The President of the Republic hosting the Bring Talent Home program at the Kadriorg Rose Garden, 15 June 2011 © Ilmar Saabas (Delfi)


Dear friends,

I have invited you here today to initiate a discussion about who we are and where we want to be. It is a discussion on which Estonia’s future may partially depend.

The discourse on leaving and returning to Estonia is nothing new. It has spanned a century or even more.

It resurfaced with fresh momentum last year when four repatriating Estonians started the program Talendid Koju (Bring Talent Home) and an Internet site to engage Estonians living abroad.

The relevance of the topic was underscored by the fact that “leaving Estonia” became a major issue around the time of the last elections.

Most of the discourse on “coming back” has thus far been reminiscent of the parable of the two blind men and the elephant. One man thinks the animal is a garden hose; and the other, a house with columns. They are, of course, describing the beast according to the features their hand happens to have touched.

In our case, little is heard from those who have actually ridden on the elephant. We don’t hear the voices of those who have lived abroad for a longer period of time and then, for some reason or other, decided to return to Estonia, or to come to Estonia for the first time.

But you are the experts on this topic. You have certainly given much thought to the matter of coming back to Estonia. And perhaps this meeting tonight will produce some of those famous good Estonian ideas that help make Estonia a better, more open and greater place.

Dear friends,

As I said, you are the experts on this discussion, as you have been here, there, and now here again. This issue will soon be one that nearly all Estonian citizens will grapple with, especially after 1 May, when Estonian citizens started to enjoy all of the freedom of workforce rights throughout the European Union.

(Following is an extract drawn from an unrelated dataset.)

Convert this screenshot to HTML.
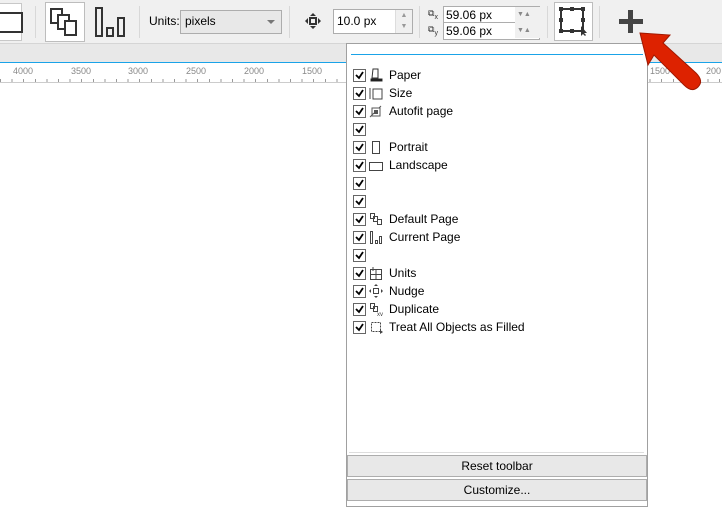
<!DOCTYPE html>
<html><head><style>
body{margin:0;width:722px;height:510px;overflow:hidden;background:#fff;font-family:"Liberation Sans",sans-serif;font-size:12px;color:#000;position:relative}
.a{position:absolute}
.sep{position:absolute;top:6px;width:1px;height:32px;background:#d8d8d8}
.item{position:absolute;left:353px;height:18px;line-height:18px}
.cb{position:absolute;left:0;top:3px;width:11px;height:11px;border:1px solid #666;background:#fff}
.cb svg{position:absolute;left:1px;top:1px}
.lbl{position:absolute;left:36px;top:0;white-space:nowrap}
.ic{position:absolute;left:16px;top:2px}
.btn{position:absolute;left:347px;width:298px;height:20px;background:#e8e8e8;border:1px solid #adadad;text-align:center;line-height:20px}
</style></head><body>
<div class="a" style="left:0;top:0;width:722px;height:43px;background:#f0f0f0;border-bottom:1px solid #d5d5d5"></div>
<div class="a" style="left:-2px;top:3px;width:22px;height:36px;border:1px solid #c8c8c8;background:#fff"></div>
<div class="a" style="left:-4px;top:12px;width:23px;height:17px;border:2px solid #333"></div>
<div class="sep" style="left:35px"></div>
<div class="a" style="left:45px;top:2px;width:38px;height:38px;border:1px solid #bdbdbd;background:#fff"></div>
<svg class="a" style="left:50px;top:8px" width="30" height="30"><rect x="1" y="1" width="11" height="14" fill="none" stroke="#333" stroke-width="2"/><rect x="8" y="7" width="11" height="14" fill="#fff" stroke="#333" stroke-width="2"/><rect x="15" y="13" width="11" height="14" fill="#fff" stroke="#333" stroke-width="2"/></svg>
<svg class="a" style="left:94px;top:6px" width="34" height="32"><rect x="2" y="2" width="6" height="28" fill="none" stroke="#333" stroke-width="2"/><rect x="13" y="22" width="6" height="8" fill="none" stroke="#333" stroke-width="2"/><rect x="24" y="12" width="6" height="18" fill="none" stroke="#333" stroke-width="2"/></svg>
<div class="sep" style="left:139px"></div>
<div class="a" style="left:149px;top:14px">Units:</div>
<div class="a" style="left:180px;top:10px;width:100px;height:22px;background:#e8e8e8;border:1px solid #adadad"><span style="position:absolute;left:4px;top:3px">pixels</span><span style="position:absolute;right:6px;top:9px;border-left:4px solid transparent;border-right:4px solid transparent;border-top:4px solid #777"></span></div>
<div class="sep" style="left:289px"></div>
<svg class="a" style="left:305px;top:13px" width="16" height="16"><path d="M8 0l3 3H5zM8 16l3-3H5zM0 8l3-3v6zM16 8l-3-3v6z" fill="#333"/><rect x="5" y="5" width="6" height="6" fill="none" stroke="#333" stroke-width="2"/></svg>
<div class="a" style="left:333px;top:9px;width:78px;height:23px;background:#fff;border:1px solid #adadad"><span style="position:absolute;left:3px;top:4px">10.0 px</span><div style="position:absolute;right:0;top:0;width:16px;height:23px;background:#f0f0f0;border-left:1px solid #ddd;color:#999;font-size:7px;line-height:11px;text-align:center">▲<br>▼</div></div>
<div class="sep" style="left:419px"></div>
<div class="a" style="left:428px;top:8px;font-size:9px;color:#333">⧉<sub style="font-size:7px">x</sub></div>
<div class="a" style="left:428px;top:24px;font-size:9px;color:#333">⧉<sub style="font-size:7px">y</sub></div>
<div class="a" style="left:443px;top:6px;width:95px;height:32px;background:#fff;border:1px solid #adadad"></div>
<div class="a" style="left:443px;top:22px;width:95px;height:1px;background:#adadad"></div>
<div class="a" style="left:446px;top:8px">59.06 px</div>
<div class="a" style="left:446px;top:24px">59.06 px</div>
<div class="a" style="left:515px;top:7px;width:23px;height:31px;background:#f0f0f0;color:#888;font-size:7px;line-height:16px;padding-left:2px">▼▲<br>▼▲</div>
<div class="sep" style="left:547px"></div>
<div class="a" style="left:554px;top:2px;width:37px;height:37px;border:1px solid #bdbdbd;background:#fff"></div>
<svg class="a" style="left:558px;top:6px" width="32" height="30"><rect x="3" y="3" width="22" height="22" fill="none" stroke="#333" stroke-width="2"/><g fill="#333"><rect x="1" y="1" width="4" height="4"/><rect x="12" y="1" width="4" height="4"/><rect x="23" y="1" width="4" height="4"/><rect x="1" y="12" width="4" height="4"/><rect x="23" y="12" width="4" height="4"/><rect x="1" y="23" width="4" height="4"/><rect x="12" y="23" width="4" height="4"/></g><path d="M23 20l0 10 2-2 2 2 1-1-2-2 3 0z" fill="#333"/></svg>
<div class="sep" style="left:599px"></div>
<div class="a" style="left:619px;top:19px;width:24px;height:5px;background:#444"></div>
<div class="a" style="left:628px;top:10px;width:5px;height:23px;background:#444"></div>
<div class="a" style="left:0;top:44px;width:722px;height:18px;background:#e8e8e8"></div>
<div class="a" style="left:0;top:62px;width:722px;height:1px;background:#1aa3e8"></div>
<div class="a" style="left:0;top:63px;width:722px;height:19px;background:#fff;border-bottom:1px solid #ccc"></div>
<div class="a" style="left:0;top:79px;width:722px;height:3px;background:repeating-linear-gradient(90deg,#999 0 1px,transparent 1px 11.6px)"></div>
<div class="a" style="color:#888;font-size:9px;top:66px;left:13px">4000</div>
<div class="a" style="color:#888;font-size:9px;top:66px;left:71px">3500</div>
<div class="a" style="color:#888;font-size:9px;top:66px;left:128px">3000</div>
<div class="a" style="color:#888;font-size:9px;top:66px;left:186px">2500</div>
<div class="a" style="color:#888;font-size:9px;top:66px;left:244px">2000</div>
<div class="a" style="color:#888;font-size:9px;top:66px;left:302px">1500</div>
<div class="a" style="color:#888;font-size:9px;top:66px;left:650px">1500</div>
<div class="a" style="color:#888;font-size:9px;top:66px;left:706px">200</div>
<div class="a" style="left:346px;top:43px;width:300px;height:462px;background:#fff;border:1px solid #a0a0a0"></div>
<div class="a" style="left:351px;top:54px;width:292px;height:1px;background:#1aa3e8"></div>
<div class="a" style="left:349px;top:452px;width:295px;height:1px;background:#ddd"></div>

<div class="item" style="top:66px"><div class="cb"><svg width="9" height="9"><path d="M1 4l3 3 4-6" fill="none" stroke="#000" stroke-width="1.8"/></svg></div><svg class="ic" width="14" height="14"><path d="M4 1h5v9H3z M2 11h11v2H2z" fill="none" stroke="#333"/><rect x="2" y="11" width="11" height="2" fill="#222"/></svg><span class="lbl">Paper</span></div>
<div class="item" style="top:84px"><div class="cb"><svg width="9" height="9"><path d="M1 4l3 3 4-6" fill="none" stroke="#000" stroke-width="1.8"/></svg></div><svg class="ic" width="14" height="14"><path d="M1 2v11M4 3h9v10H4z" fill="none" stroke="#444"/></svg><span class="lbl">Size</span></div>
<div class="item" style="top:102px"><div class="cb"><svg width="9" height="9"><path d="M1 4l3 3 4-6" fill="none" stroke="#000" stroke-width="1.8"/></svg></div><svg class="ic" width="14" height="14"><path d="M3 4h8v8H3z M1 13l4-4 M12 2l-2 2" fill="none" stroke="#555"/><rect x="5" y="6" width="4" height="4" fill="#555"/></svg><span class="lbl">Autofit page</span></div>
<div class="item" style="top:120px"><div class="cb"><svg width="9" height="9"><path d="M1 4l3 3 4-6" fill="none" stroke="#000" stroke-width="1.8"/></svg></div></div>
<div class="item" style="top:138px"><div class="cb"><svg width="9" height="9"><path d="M1 4l3 3 4-6" fill="none" stroke="#000" stroke-width="1.8"/></svg></div><svg class="ic" width="14" height="14"><rect x="3.5" y="1.5" width="7" height="12" fill="none" stroke="#444"/></svg><span class="lbl">Portrait</span></div>
<div class="item" style="top:156px"><div class="cb"><svg width="9" height="9"><path d="M1 4l3 3 4-6" fill="none" stroke="#000" stroke-width="1.8"/></svg></div><svg class="ic" width="14" height="14"><rect x="0.5" y="4.5" width="13" height="8" fill="none" stroke="#444"/></svg><span class="lbl">Landscape</span></div>
<div class="item" style="top:174px"><div class="cb"><svg width="9" height="9"><path d="M1 4l3 3 4-6" fill="none" stroke="#000" stroke-width="1.8"/></svg></div></div>
<div class="item" style="top:192px"><div class="cb"><svg width="9" height="9"><path d="M1 4l3 3 4-6" fill="none" stroke="#000" stroke-width="1.8"/></svg></div></div>
<div class="item" style="top:210px"><div class="cb"><svg width="9" height="9"><path d="M1 4l3 3 4-6" fill="none" stroke="#000" stroke-width="1.8"/></svg></div><svg class="ic" width="14" height="14"><path d="M1.5 1.5h4v5h-4zM4.5 4.5h4v5h-4zM8.5 7.5h4v5h-4z" fill="#fff" stroke="#444"/></svg><span class="lbl">Default Page</span></div>
<div class="item" style="top:228px"><div class="cb"><svg width="9" height="9"><path d="M1 4l3 3 4-6" fill="none" stroke="#000" stroke-width="1.8"/></svg></div><svg class="ic" width="14" height="14"><path d="M1.5 1.5h2v12h-2zM6.5 10.5h2v3h-2zM10.5 6.5h2v7h-2z" fill="none" stroke="#444"/></svg><span class="lbl">Current Page</span></div>
<div class="item" style="top:246px"><div class="cb"><svg width="9" height="9"><path d="M1 4l3 3 4-6" fill="none" stroke="#000" stroke-width="1.8"/></svg></div></div>
<div class="item" style="top:264px"><div class="cb"><svg width="9" height="9"><path d="M1 4l3 3 4-6" fill="none" stroke="#000" stroke-width="1.8"/></svg></div><svg class="ic" width="14" height="14"><path d="M1.5 3.5h11v10h-11zM7 3.5v10M1.5 8.5h11M4 1v4" fill="none" stroke="#444"/></svg><span class="lbl">Units</span></div>
<div class="item" style="top:282px"><div class="cb"><svg width="9" height="9"><path d="M1 4l3 3 4-6" fill="none" stroke="#000" stroke-width="1.8"/></svg></div><svg class="ic" width="14" height="14"><path d="M7 0l2 2H5zM7 14l2-2H5zM0 7l2-2v4zM14 7l-2-2v4z" fill="#444"/><rect x="4.5" y="4.5" width="5" height="5" fill="none" stroke="#444"/></svg><span class="lbl">Nudge</span></div>
<div class="item" style="top:300px"><div class="cb"><svg width="9" height="9"><path d="M1 4l3 3 4-6" fill="none" stroke="#000" stroke-width="1.8"/></svg></div><svg class="ic" width="14" height="14"><path d="M1.5 1.5h4v5h-4zM4.5 4.5h4v5h-4z" fill="#fff" stroke="#444"/><text x="8" y="14" font-size="6" fill="#444">xy</text></svg><span class="lbl">Duplicate</span></div>
<div class="item" style="top:318px"><div class="cb"><svg width="9" height="9"><path d="M1 4l3 3 4-6" fill="none" stroke="#000" stroke-width="1.8"/></svg></div><svg class="ic" width="14" height="14"><rect x="2.5" y="2.5" width="9" height="9" fill="none" stroke="#444" stroke-dasharray="2 1"/><path d="M11 10l0 4 3-2z" fill="#444"/></svg><span class="lbl">Treat All Objects as Filled</span></div>

<div class="btn" style="top:455px">Reset toolbar</div>
<div class="btn" style="top:479px">Customize...</div>

<svg class="a" style="left:630px;top:25px" width="92" height="75"><path d="M10 8 L40 10 L33 18 L66 48 Q74 56 68 62 Q62 68 54 60 L24 30 L18 40 Z" fill="#dd2200" stroke="#a01800" stroke-width="1"/></svg>
</body></html>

Now, finally, we are truly free.

That freedom means that just as others are free to come to Estonia, so, too, are we free to leave Estonia. Soviet-style feudalism has long ended and been forgotten, much like medieval serfdom ended close to 200 years ago.

When Estonia regained independence, the boundary that marked off-limits territory disappeared. Now, with the possibility of working elsewhere in Europe, the last bar over the door is gone.

And who has not thought of the words of Juhan Viiding:

I have wanted to go outside all my life.

What does it mean to me?

It is the soul’s only demand

that brings me closer to life.

In other words, I consider it natural that Estonians want to go outside, live and work in some other place, that is, abroad. I feel it is almost essential that we all become more successful, open-minded, that we know ourselves better and be more honest with ourselves.

But there is a flip side. No, not at the level of statistics, demographics or political rhetoric, but in terms of the spirit.

One of the unpleasant things an Estonian – or actually, any person – living abroad experiences is that sometimes miserable feeling of aloneness you feel when an important part of you remains impenetrable to others. Where no one cares the slightest bit or understands about Estonia and everything that the concept of “Estonian” entails in your personality.

Yet many people feel the same thing when they come back to Estonia. They feel that they’re somehow different, that the decision – not always the easiest one – to sever ties, long in the making, and come back to the old country will never be fully understood. That goes for whether you are coming back or arriving in Estonia for the first time. To the place you came from and where your spirit belongs.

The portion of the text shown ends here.